Beyond Anonymization: Object Scrubbing for Privacy-Preserving 2D and 3D Vision Tasks
Murat Bilgehan Ertan, Ronak Sahu, Phuong Ha Nguyen, Kaleel Mahmood, Marten van Dijk
TL;DR
ROAR presents a privacy-preserving dataset obfuscation framework that removes sensitive objects through instance segmentation and generative inpainting, preserving scene integrity for both 2D detection and 3D NeRF reconstruction. It combines Mask2Former detection, latent-diffusion or GAN-based inpainting, and an oracle-based re-annotation step to quantify privacy-utility trade-offs on COCO and NeRF datasets.
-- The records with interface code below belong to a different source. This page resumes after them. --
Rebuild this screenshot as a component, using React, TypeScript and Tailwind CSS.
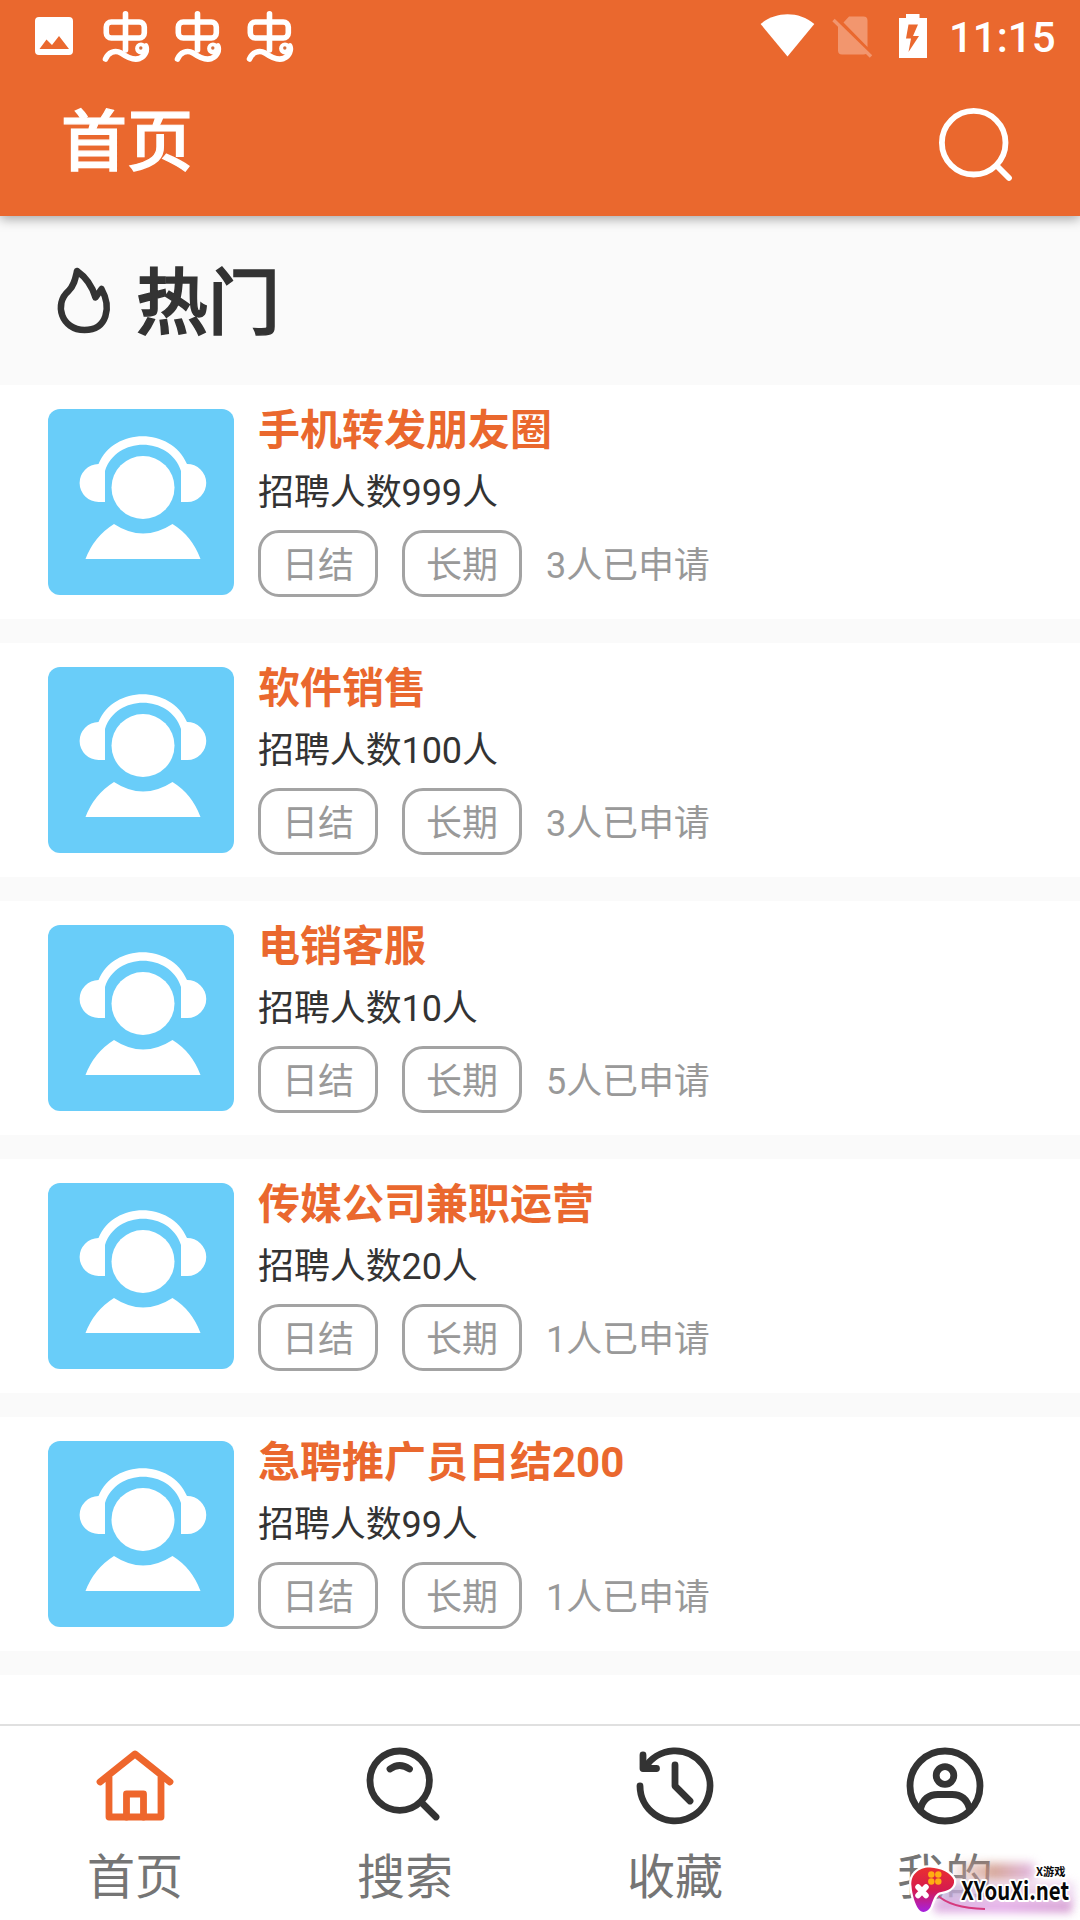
import React from "react";

const jobs = [
  { title: "手机转发朋友圈", count: 999, applied: 3 },
  { title: "软件销售", count: 100, applied: 3 },
  { title: "电销客服", count: 10, applied: 5 },
  { title: "传媒公司兼职运营", count: 20, applied: 1 },
  { title: "急聘推广员日结200", count: 99, applied: 1 },
];

function WormIcon() {
  return (
    <svg className="h-[72px] w-[72px] shrink-0" viewBox="0 0 72 72" fill="none" stroke="#fff" strokeWidth="5.6" strokeLinecap="round" strokeLinejoin="round">
      <rect x="16.3" y="22" width="38" height="16" rx="5" />
      <path d="M35.500 13.800V50" />
      <path d="M15.500 59C18 52.500 25 49.500 31 53C38 58 44 60.500 49.500 58.500C55.500 56 57.500 50 55.800 46" />
      <circle cx="51" cy="48.500" r="4.600" fill="#fff" strokeWidth="2.600" />
      <circle cx="50.800" cy="48" r="1.700" fill="#d4703f" stroke="none" />
    </svg>
  );
}

function StatusBar() {
  return (
    <div className="flex h-[72px] justify-between">
      <div className="flex pl-[18px]">
        <svg className="h-[72px] w-[72px] shrink-0" viewBox="18 0 72 72">
          <path fill="#fff" fillRule="evenodd" d="M39 17H69a4 4 0 0 1 4 4V51a4 4 0 0 1-4 4H39a4 4 0 0 1-4-4V21a4 4 0 0 1 4-4ZM39.500 49H69L59 36L52 45L46.500 39.500Z" />
        </svg>
        <WormIcon />
        <WormIcon />
        <WormIcon />
      </div>
      <div className="flex">
        <svg className="h-[72px] w-[180px]" viewBox="755 0 180 72">
          <path fill="#fff" d="M760.600 24C776 11 799 11 814.300 24L787.500 56.500Z" />
          <path fill="#f2966e" d="M849 16.500H863.500Q867.500 16.500 867.500 20.500V47L843.500 22.500ZM838 24.500L866.500 53.500Q865.500 54.500 863.500 54.500H842Q838 54.500 838 50.500Z" />
          <path stroke="#f2966e" strokeWidth="3.400" d="M833.500 20L871 56.500" />
          <path fill="#fff" fillRule="evenodd" d="M906 14H919.500V18H927V58H899V18H906ZM908.500 24.500L906 38.500H911L908.500 52L919 36H913L918 24.500Z" />
        </svg>
        <span className="w-[145px] pl-[14px] font-[Roboto] text-[42px] font-medium leading-[75px] text-white">11:15</span>
      </div>
    </div>
  );
}

function Avatar() {
  return (
    <svg className="h-[186px] w-[186px] shrink-0" viewBox="48 409 186 186">
      <rect x="48" y="409" width="186" height="186" rx="12" fill="#69cdf9" />
      <g fill="#fff">
        <circle cx="143" cy="487.500" r="31.500" />
        <path d="M85.500 559Q94 536.500 114 524Q143 543 172.500 524Q192 536 200.500 559Z" />
        <path d="M98.500 464C114 427 171 427 187 464A19 19 0 0 1 187.500 502H181V471C170 436 116 436 105 471V502H98.700A19 19 0 0 1 98.500 464Z" />
      </g>
    </svg>
  );
}

function Tag({ children }: { children: React.ReactNode }) {
  return (
    <span className="flex h-[67px] w-[120px] items-center justify-center rounded-[21px] border-[3px] border-[#a3a3a3] pt-[5px] text-[36px] leading-none text-[#999]">
      {children}
    </span>
  );
}

function JobCard({ title, count, applied }: { title: string; count: number; applied: number }) {
  return (
    <article className="flex h-[234px] gap-6 bg-white pl-12 pt-6">
      <Avatar />
      <div>
        <h2 className="h-[56px] pt-px text-[42px] font-bold leading-[42px] text-[#ea682e]">{title}</h2>
        <p className="h-[65px] pt-px text-[36px] leading-[54px] tracking-[-0.12px] text-[#333]">招聘人数{count}人</p>
        <div className="flex items-center gap-6">
          <Tag>日结</Tag>
          <Tag>长期</Tag>
          <span className="pt-[5px] text-[36px] leading-none tracking-[-0.1px] text-[#999]">{applied}人已申请</span>
        </div>
      </div>
    </article>
  );
}

const navItems = [
  {
    label: "首页",
    color: "text-[#ee662c]",
    icon: (
      <>
        <path d="M6 38L41 10L76 38M15 33V73H67V33" />
        <path d="M32.500 73V50H49.500V73" />
      </>
    ),
  },
  {
    label: "搜索",
    color: "text-[#333]",
    icon: (
      <>
        <circle cx="35.700" cy="36.700" r="29.700" />
        <path d="M58 59L72 73M26 25Q35.500 18 45.500 25" />
      </>
    ),
  },
  {
    label: "收藏",
    color: "text-[#333]",
    icon: (
      <>
        <path d="M6 42A35 35 0 1 0 11.500 23" />
        <path d="M9 11V24.500H22.500M41 21V42L56 57" />
      </>
    ),
  },
  {
    label: "我的",
    color: "text-[#333]",
    icon: (
      <>
        <circle cx="41" cy="42" r="35" />
        <circle cx="41" cy="31.500" r="8.800" />
        <path d="M16.500 65Q20 50.500 34 50.500H48Q62 50.500 65.500 65" />
      </>
    ),
  },
];

function Watermark() {
  return (
    <div className="absolute bottom-0 right-0 h-[72px] w-[176px] overflow-hidden">
      <div className="absolute left-[50px] top-[15px] h-[18px] w-[80px] bg-linear-to-r from-[#e3b9b4]/40 via-[#c98a78] to-[#d9a0d8] opacity-75 blur-[5px]" />
      <div className="absolute left-[36px] top-[34px] h-[22px] w-[134px] bg-linear-to-r from-[#b9a6d6] via-[#e8c3dc] to-[#e9cfee] opacity-80 blur-[5px]" />
      <div className="absolute left-[30px] top-[52px] h-[13px] w-[138px] bg-linear-to-r from-[#d9a3dc] via-[#e0a0e6] to-[#cf8fcb] opacity-80 blur-[4px]" />
      <svg className="absolute inset-0 h-[72px] w-[176px]" viewBox="904 1848 176 72">
        <defs>
          <linearGradient id="pad" x1="0" y1="0" x2="0" y2="1">
            <stop offset="0" stopColor="#ea2f30" />
            <stop offset=".5" stopColor="#d51b4e" />
            <stop offset="1" stopColor="#a621e0" />
          </linearGradient>
        </defs>
        <path d="M936.700 1894.500Q950 1908 985 1909" fill="none" stroke="#d53a7e" strokeWidth="1.800" />
        <path d="M911.500 1886C910 1874 920 1867 930 1867.500C941 1868 951 1873 954 1880C955 1888 948 1891 939 1892.500C934 1895 933 1901 930.500 1907C928 1912 922 1914 918.500 1909C915 1904 912 1894 911.500 1886Z" fill="url(#pad)" stroke="#fff" strokeWidth="4.500" paintOrder="stroke" />
        <path d="M918 1887L926 1895.500M926 1887L918 1895.500" stroke="#fff" strokeWidth="5.500" strokeLinecap="round" />
        <g fill="#ffae12">
          <circle cx="931.300" cy="1874.500" r="3.200" />
          <circle cx="938.300" cy="1874.500" r="3.200" />
          <circle cx="931.300" cy="1881.500" r="3.200" />
          <circle cx="938.300" cy="1881.500" r="3.200" />
        </g>
        <g fill="#080808" stroke="#fff" strokeWidth="4" paintOrder="stroke" strokeLinejoin="round">
          <text x="1036" y="1876" fontSize="11" fontWeight="700" textLength="29.500" lengthAdjust="spacingAndGlyphs" fontFamily="Noto Sans CJK SC">X游戏</text>
          <text x="961" y="1900" fontSize="25" fontWeight="700" textLength="108" lengthAdjust="spacingAndGlyphs" fontFamily="Noto Sans CJK SC">XYouXi.net</text>
        </g>
      </svg>
    </div>
  );
}

export default function App() {
  return (
    <div className="relative flex h-[1920px] w-[1080px] flex-col overflow-hidden bg-[#fafafa] font-[Roboto,'Noto_Sans_CJK_SC',sans-serif]">
      <header className="relative h-[216px] shrink-0 bg-[#ea682e] shadow-[0_3px_11px_rgba(0,0,0,0.34)]">
        <StatusBar />
        <div className="flex h-[144px] items-start justify-between pl-[61px] pr-[66px]">
          <h1 className="pt-[38px] text-[66px] font-medium leading-[66px] text-white [-webkit-text-stroke:1.2px_#fff]">首页</h1>
          <svg className="mt-[33px] h-[78px] w-[78px]" viewBox="936 105 78 78" fill="none" stroke="#fff" strokeWidth="5.800" strokeLinecap="round">
            <circle cx="973.700" cy="142.700" r="31.800" />
            <path d="M998 167L1009 178" />
          </svg>
        </div>
      </header>
      <section className="flex h-[169px] shrink-0 items-start pl-[54px]">
        <svg className="mt-[46px] h-[80px] w-[60px]" viewBox="53.500 261 60 80" fill="none" stroke="#333" strokeWidth="6.500" strokeLinejoin="round">
          <path d="M76.500 270C85 276 92 286 95 296.500L101 288C111 306 107 329 84 329C61 329 53 303 68 290C74 284 75 277 76.500 270Z" />
        </svg>
        <h2 className="ml-[22px] mt-[50px] text-[72px] font-medium leading-[76px] text-[#333] [-webkit-text-stroke:1.5px_#333]">热门</h2>
      </section>
      <main className="flex shrink-0 flex-col gap-6">
        {jobs.map((job) => (
          <JobCard key={job.title} {...job} />
        ))}
        <div className="h-[49px] bg-white" />
      </main>
      <nav className="grid min-h-0 flex-1 grid-cols-4 border-t-2 border-[#e0e0e0] bg-white">
        {navItems.map((item) => (
          <a key={item.label} className="flex flex-col items-center pt-[18px]">
            <svg className={`h-[84px] w-[82px] ${item.color}`} viewBox="0 0 82 84" fill="none" stroke="currentColor" strokeWidth="6.800" strokeLinecap="round" strokeLinejoin="round">
              {item.icon}
            </svg>
            <span className="mt-[22px] text-[48px] leading-[56px] text-[#757575]">{item.label}</span>
          </a>
        ))}
      </nav>
      <Watermark />
    </div>
  );
}
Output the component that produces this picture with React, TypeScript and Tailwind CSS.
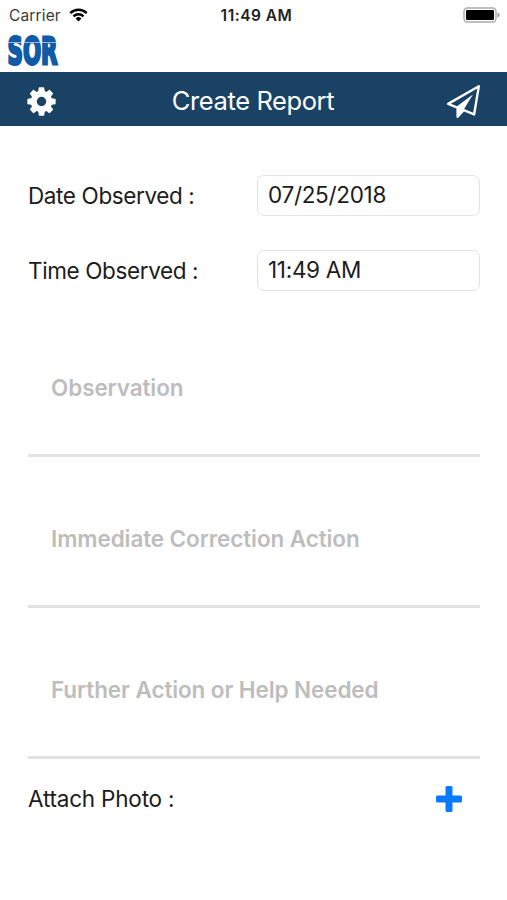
import React from 'react';

interface FieldRowProps {
  label: string;
  value: string;
}

function FieldRow({ label, value }: FieldRowProps) {
  return (
    <div className="flex h-[41px] items-center justify-between">
      <span className="pt-px text-[22.5px] leading-none tracking-[-0.38px] text-[#1c1c1c]">{label}</span>
      <div className="flex h-[41px] w-[223px] items-center rounded-[7px] border border-[#e2e2e2] px-[10px] pb-px text-[22.5px] leading-none tracking-[-0.3px] text-[#1c1c1c]">
        {value}
      </div>
    </div>
  );
}

function NoteField({ placeholder }: { placeholder: string }) {
  return (
    <div className="h-[151px] border-b-[3px] border-[#e2e2e2] pt-[67px] pl-[23px]">
      <div className="text-[22.5px] leading-[30px] font-semibold tracking-[-0.1px] whitespace-nowrap text-[#bdbdbd]">{placeholder}</div>
    </div>
  );
}

function StatusBar() {
  return (
    <div className="grid h-[30px] grid-cols-3 items-center pr-[7px] pl-[9px] text-[15.5px] leading-none">
      <div className="flex items-center gap-2 text-[#3a3a3a]">
        <span className="pt-px tracking-[0.15px]">Carrier</span>
        <svg width="19" height="14" viewBox="0 0 20 15" fill="none" stroke="#000" strokeWidth="2.6">
          <path d="M1.2 5.4a12.6 12.6 0 0 1 17.6 0" />
          <path d="M4.6 8.9a7.8 7.8 0 0 1 10.8 0" />
          <path d="M10 14.4 6.9 11.3a4.4 4.4 0 0 1 6.2 0z" fill="#000" stroke="none" />
        </svg>
      </div>
      <div className="pt-px pl-1 text-center font-semibold tracking-[0.5px] text-[#222]">11:49 AM</div>
      <div className="flex justify-end">
        <svg width="37" height="17" viewBox="0 0 37 17">
          <rect x="1" y="1" width="32" height="14" rx="3.5" fill="#fff" stroke="#aaa" strokeWidth="1.4" />
          <rect x="3" y="3" width="28" height="10" rx="1" fill="#000" />
          <path d="M34.5 5.500v5c1.600-.5 2-1.500 2-2.500s-.4-2-2-2.500z" fill="#999" />
        </svg>
      </div>
    </div>
  );
}

function Logo() {
  return (
    <svg width="54" height="42" viewBox="0 0 54 42" className="block overflow-visible">
      <text
        x="2.500"
        y="34"
        textLength="50"
        lengthAdjust="spacingAndGlyphs"
        fontFamily="DejaVu Sans, sans-serif"
        fontWeight="700"
        fontSize="37.500"
        fill="#0f5ba7"
        stroke="#0f5ba7"
        strokeWidth="3"
      >
        SOR
      </text>
      <path d="M0 12.500h54" stroke="#fff" strokeWidth="0.8" opacity="0.7" />
    </svg>
  );
}

function GearIcon() {
  return (
    <svg width="33" height="33" viewBox="0 0 1792 1792" fill="currentColor">
      <path d="M1152 896q0-106-75-181t-181-75-181 75-75 181 75 181 181 75 181-75 75-181zm512-109v222q0 12-8 23t-20 13l-185 28q-19 54-39 91 35 50 107 138 10 12 10 25t-9 23q-27 37-99 108t-94 71q-12 0-26-9l-138-108q-44 23-91 38-16 136-29 186-7 28-36 28h-222q-14 0-24.500-8.500t-11.500-21.500l-28-184q-49-16-90-37l-141 107q-10 9-25 9-14 0-25-11-126-114-165-168-7-10-7-23 0-12 8-23 15-21 51-66.500t54-70.500q-27-50-41-99l-183-27q-13-2-21-12.500t-8-23.500v-222q0-12 8-23t19-13l186-28q14-46 39-92-40-57-107-138-10-12-10-24 0-10 9-23 26-36 98.500-107.500t94.500-71.500q13 0 26 10l138 107q44-23 91-38 16-136 29-186 7-28 36-28h222q14 0 24.500 8.500t11.500 21.500l28 184q49 16 90 37l142-107q9-9 24-9 13 0 25 10 129 119 165 170 7 8 7 22 0 12-8 23-15 21-51 66.500t-54 70.500q26 50 41 98l183 28q13 2 21 12.500t8 23.500z" />
    </svg>
  );
}

function SendIcon() {
  return (
    <svg width="33" height="33" viewBox="0 0 1792 1792" fill="currentColor">
      <path d="M1764 11q33 24 27 64l-256 1536q-5 29-32 45-14 8-31 8-11 0-24-5l-527-215-298 327q-18 21-47 21-14 0-23-4-19-7-30-23.500t-11-36.500v-452l-472-193q-37-14-40-55-3-39 32-59l1664-960q35-21 68 2zm-342 1499l221-1323-1434 827 336 137 863-639-478 797z" />
    </svg>
  );
}

function PlusIcon() {
  return (
    <svg width="26" height="26" viewBox="0 0 26 26" fill="#087afc">
      <rect x="0" y="9.500" width="26" height="7" rx="1.600" />
      <rect x="9.500" y="0" width="7" height="26" rx="1.600" />
    </svg>
  );
}

export default function App() {
  return (
    <div className="h-[900px] w-[507px] overflow-hidden bg-white font-['Inter',sans-serif]">
      <StatusBar />
      <div className="h-[42px] pl-[5px]">
        <Logo />
      </div>

      <header className="flex h-[54px] items-center justify-between bg-[#1a4265] pt-[5px] pr-[27px] pl-[25px] text-white">
        <GearIcon />
        <h1 className="pb-[2px] pl-px text-[25.5px] leading-none tracking-[-0.4px]">Create Report</h1>
        <SendIcon />
      </header>

      <main className="pt-[49px] pr-[27px] pl-[28px]">
        <div className="space-y-[34px]">
          <FieldRow label="Date Observed :" value="07/25/2018" />
          <FieldRow label="Time Observed :" value="11:49 AM" />
        </div>

        <div className="pt-[15px]">
          <NoteField placeholder="Observation" />
          <NoteField placeholder="Immediate Correction Action" />
          <NoteField placeholder="Further Action or Help Needed" />
        </div>

        <div className="flex h-[80px] items-center justify-between pr-[18px]">
          <span className="text-[22.5px] leading-none tracking-[-0.2px] text-[#1c1c1c]">Attach Photo :</span>
          <PlusIcon />
        </div>
      </main>
    </div>
  );
}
Results show scrubbing maintains substantially higher utility than image dropping, achieving around 87.5% of baseline AP in 2D and at most a 1.66 dB PSNR loss in 3D reconstruction, with diffusion-based methods delivering superior perceptual quality. Overall, ROAR demonstrates that object removal can offer strong privacy guarantees with minimal impact on downstream tasks, while highlighting areas for segmentation robustness and cross-task generalization.
Abstract
We introduce ROAR (Robust Object Removal and Re-annotation), a scalable framework for privacy-preserving dataset obfuscation that eliminates sensitive objects instead of modifying them. Our method integrates instance segmentation with generative inpainting to remove identifiable entities while preserving scene integrity. Extensive evaluations on 2D COCO-based object detection show that ROAR achieves 87.5% of the baseline detection average precision (AP), whereas image dropping achieves only 74.2% of the baseline AP, highlighting the advantage of scrubbing in preserving dataset utility. The degradation is even more severe for small objects due to occlusion and loss of fine-grained details. Furthermore, in NeRF-based 3D reconstruction, our method incurs a PSNR loss of at most 1.66 dB while maintaining SSIM and improving LPIPS, demonstrating superior perceptual quality. Our findings establish object removal as an effective privacy framework, achieving strong privacy guarantees with minimal performance trade-offs. The results highlight key challenges in generative inpainting, occlusion-robust segmentation, and task-specific scrubbing, setting the foundation for future advancements in privacy-preserving vision systems.